The materials that I found to use for this part of the sculpture were some broken pieces of mirror tile, and some air drying clay. I was able to mix the clay with some PVA glue, to help the tiles stick to the piece of wood underneath. As I put the mirror tiles into the wet clay, and assembled it, the mirror pieces became covered in a layer of clay and glue. Once I’d got all the pieces in place, I tried to clean the mirror pieces. It turns out my waiting wasn’t over yet. As I tried to clean the mirrors, all I did was keep smearing more wet gluey clay back over the mirrors.
I needed to leave the clay to dry overnight, and it was only on the very last morning that I was able to clean each mirror piece individually, so that they were able to reflect clearly.
So finally, as the retreat drew to a close, I finished my ‘first morning’s spiral sculpture’, exploring my formational journey. I hadn’t expected the process itself to be so formational, as I faced up to my impatience, my desire to move forward and resolve things, and my frustrations at revisiting earlier parts of the journey.

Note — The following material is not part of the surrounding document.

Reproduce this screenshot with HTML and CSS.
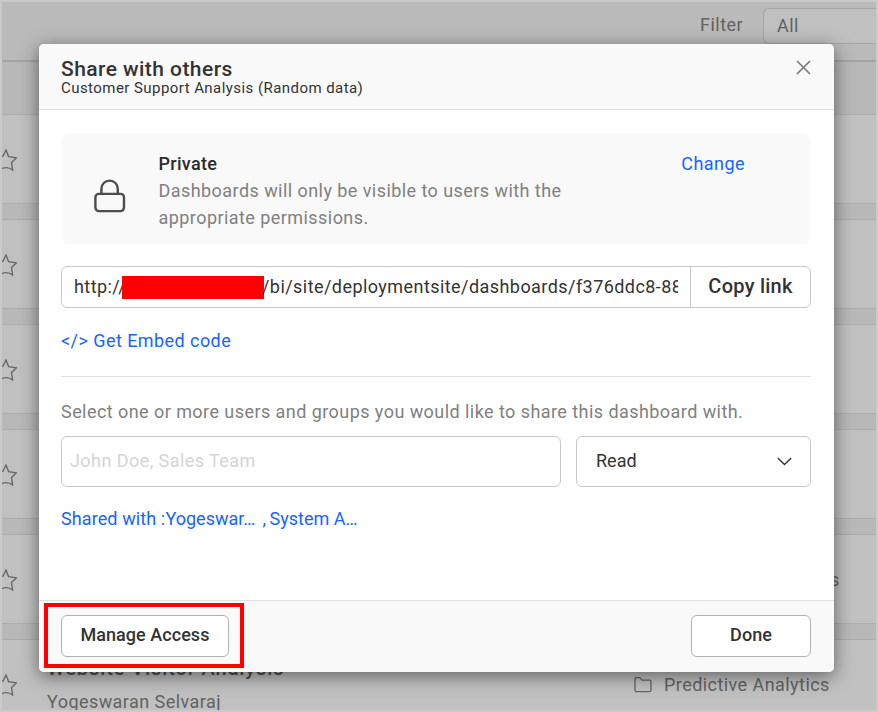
FILE: index.html
```html
<!DOCTYPE html>
<html lang="en">
<head>
<meta charset="utf-8">
<title>Share with others</title>
<link rel="stylesheet" href="styles.css">
</head>
<body>
<svg class="defs" aria-hidden="true">
  <symbol id="star" viewBox="0 0 22 22"><path d="M11 1 L13.6 7.6 L21.3 8.9 L16.5 13.5 L17.6 21 Q12 16.5 5.2 20.4 L6 13.6 L1 8 L8 7.2Z" fill="none" stroke="currentColor" stroke-width="1.4"/></symbol>
</svg>
<div class="page">
  <div class="toolbar">
    <span class="filter-label">Filter</span>
    <div class="filter-box">All</div>
  </div>
  <div class="list-head"></div>
  <div class="row"><svg class="star"><use href="#star"/></svg></div>
  <div class="row"><svg class="star"><use href="#star"/></svg></div>
  <div class="row"><svg class="star"><use href="#star"/></svg></div>
  <div class="row"><svg class="star"><use href="#star"/></svg></div>
  <div class="row"><svg class="star"><use href="#star"/></svg><span class="peek">s</span></div>
  <div class="row last">
    <svg class="star"><use href="#star"/></svg>
    <div class="item"><div class="item-name">Website Visitor Analysis</div><div class="item-owner">Yogeswaran Selvaraj</div></div>
    <div class="folder">
      <svg width="18" height="16" viewBox="0 0 18 16"><path d="M1 13V2.2Q1 .7 2.5 .7H6L8 3.1H15.4Q17 3.1 17 4.7V13Q17 14.6 15.4 14.6H2.6Q1 14.6 1 13Z" fill="none" stroke="currentColor" stroke-width="1.3"/></svg>
      <span>Predictive Analytics</span>
    </div>
  </div>
</div>

<div class="modal">
  <header class="modal-head">
    <div>
      <div class="title">Share with others</div>
      <div class="subtitle">Customer Support Analysis (Random data)</div>
    </div>
    <svg class="close" width="15" height="15" viewBox="0 0 15 15"><path d="M1 1 14 14M14 1 1 14" stroke="#777" stroke-width="1.6" fill="none"/></svg>
  </header>
  <main class="modal-body">
    <section class="privacy">
      <svg class="lock" width="32" height="34" viewBox="0 0 32 34"><path d="M7.4 15V9.8a8.1 8.1 0 0 1 16.4 0V15" fill="none" stroke="#4d4d4d" stroke-width="2.4"/><rect x="1.4" y="14.9" width="28.6" height="17.2" rx="3.5" fill="none" stroke="#4d4d4d" stroke-width="2.4"/></svg>
      <div class="privacy-text">
        <div class="privacy-title">Private</div>
        <div>Dashboards will only be visible to users with the<br>appropriate permissions.</div>
      </div>
      <a class="change">Change</a>
    </section>
    <div class="link-box">
      <div class="url"><span class="scheme">http://</span><span class="redacted"></span><span class="path">/bi/site/deploymentsite/dashboards/f376ddc8-88</span></div>
      <div class="copy">Copy link</div>
    </div>
    <a class="embed">&lt;/&gt; Get Embed code</a>
    <div class="prompt">Select one or more users and groups you would like to share this dashboard with.</div>
    <div class="inputs">
      <div class="users">John Doe, Sales Team</div>
      <div class="access"><span class="access-value">Read</span><svg width="15" height="9" viewBox="0 0 15 9"><path d="M.8 1 7.5 7.5 14.2 1" fill="none" stroke="#333" stroke-width="1.4"/></svg></div>
    </div>
    <div class="shared"><span class="shared-label">Shared with :</span><span class="user-one">Yogeswar…</span><span class="comma">,</span><span class="user-two">System A…</span></div>
  </main>
  <footer class="modal-foot">
    <div class="button manage">Manage Access</div>
    <div class="button done">Done</div>
  </footer>
  <div class="highlight"></div>
</div>
</body>
</html>
```

FILE: styles.css
```css
* { box-sizing: border-box; }
body { margin: 0; width: 878px; height: 712px; overflow: hidden; position: relative; font-family: Roboto, sans-serif; font-size: 18px; letter-spacing: .44px; color: #333; white-space: nowrap; }
.defs { display: none; }
.page { height: 712px; border: 2px solid #cacaca; background: #b8b8b8; overflow: hidden; color: #626262; }
.toolbar { height: 60px; border-bottom: 2px solid #a4a4a4; display: flex; align-items: flex-start; justify-content: flex-end; background: #bababa; }
.filter-label { margin: 12px 20px 0 0; line-height: 22px; }
.filter-box { width: 113px; height: 36px; margin-top: 6px; border: 1px solid #a6a6a6; border-right: 0; border-radius: 6px 0 0 6px; padding: 6px 13px; line-height: 22px; background: #c0c0c0; }
.list-head { height: 52px; }
.row { height: 90px; margin-bottom: 15px; border-top: 1px solid #adadad; border-bottom: 1px solid #adadad; background: #c0c0c0; display: flex; align-items: flex-start; }
.star { width: 22px; height: 22px; flex: none; margin: 34px 0 0 -7px; color: #686868; }
.peek { margin: 34px 0 0 813px; line-height: 22px; }
.item { width: 587px; margin: 17px 0 0 30px; }
.item-name { font-weight: 500; font-size: 20px; line-height: 22px; letter-spacing: .9px; color: #4f4f4f; }
.item-owner { line-height: 22px; margin-top: 12px; }
.folder { display: flex; align-items: center; gap: 12px; margin-top: 34px; line-height: 22px; }

.modal { position: absolute; left: 39px; top: 44px; width: 795px; height: 628px; border-radius: 5px; background: #fff; box-shadow: 0 4px 18px rgba(0,0,0,.5); display: flex; flex-direction: column; }
.modal-head { height: 66px; border-bottom: 1px solid #e1e1e1; background: #f9f9f9; border-radius: 5px 5px 0 0; padding: 13px 23px 0 22px; display: flex; justify-content: space-between; align-items: flex-start; }
.title { font-size: 21px; font-weight: 500; line-height: 24px; }
.subtitle { font-size: 15px; line-height: 16px; margin-top: -1px; }
.close { margin-top: 3px; }
.modal-body { flex: 1; padding: 23px 23px 0 22px; }
.privacy { height: 111px; border-radius: 8px; background: #f9f9f9; display: flex; align-items: flex-start; color: #808080; line-height: 27px; }
.lock { margin: 46px 32.5px 0 33px; flex: none; }
.privacy-text { padding-top: 17px; flex: 1; }
.privacy-title { color: #2b2b2b; font-weight: 500; letter-spacing: .3px; }
.change { margin: 17px 66px 0 0; }
.change, .embed, .shared { color: #1764ff; }
.link-box { margin-top: 22px; height: 42px; border: 1px solid #c8c8c8; border-radius: 6px; display: flex; line-height: 40px; }
.url { width: 616px; padding-left: 12px; display: flex; align-items: center; overflow: hidden; }
.scheme { width: 48px; overflow: hidden; flex: none; }
.redacted { width: 142px; height: 23px; background: #f00; flex: none; }
.path { margin-left: -2px; flex: none; }
.copy { margin-left: 12px; border-left: 1px solid #c8c8c8; flex: 1; text-align: center; font-weight: 500; font-size: 20px; letter-spacing: .25px; line-height: 38px; }
.embed { display: block; height: 69px; border-bottom: 1px solid #e1e1e1; padding-top: 22px; line-height: 22px; }
.prompt { margin-top: 24px; line-height: 22px; color: #808080; }
.inputs { display: flex; gap: 15px; margin-top: 13px; }
.users, .access { height: 51px; line-height: 48px; border: 1px solid #c8c8c8; border-radius: 6px; }
.users { width: 500px; padding-left: 8px; color: #d4d4d4; }
.access { flex: 1; display: flex; justify-content: space-between; align-items: center; padding: 0 18px 0 19px; }
.access-value { letter-spacing: 0; margin-top: -1px; }
.shared { margin-top: 21px; line-height: 22px; display: flex; letter-spacing: 0; }
.shared-label { width: 104.5px; letter-spacing: .1px; }
.user-one { width: 97px; }
.comma { width: 7px; }
.modal-foot { height: 72px; border-top: 1px solid #e1e1e1; background: #f9f9f9; border-radius: 0 0 5px 5px; display: flex; justify-content: space-between; padding: 14px 23px 0 22px; }
.button { height: 42px; border: 1px solid #b2b2b2; border-radius: 6px; background: #fff; text-align: center; font-weight: 500; line-height: 38px; letter-spacing: .05px; }
.manage { width: 168px; }
.done { width: 120px; }
.highlight { position: absolute; left: 5px; top: 559px; width: 200px; height: 65px; border: 4px solid #f00; }
```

Creating this spiral, meditating on it during construction and praying with it now I’m home has also started to give me the confidence to keep finding a way forward. I know there are aspects of my journey that I have visited in the past that I need to visit again. The additional stresses of juggling work, college and family have helped me to realise that our journeys are never complete, and that issues I’ve explored before need to be looked at again, albeit from a different angle, a new twist of the spiral. I’m optimistic though, reflecting on my journey thus far, that contemplation does indeed lead to transformation, and that I just need to have the courage to keep exploring and following that journey.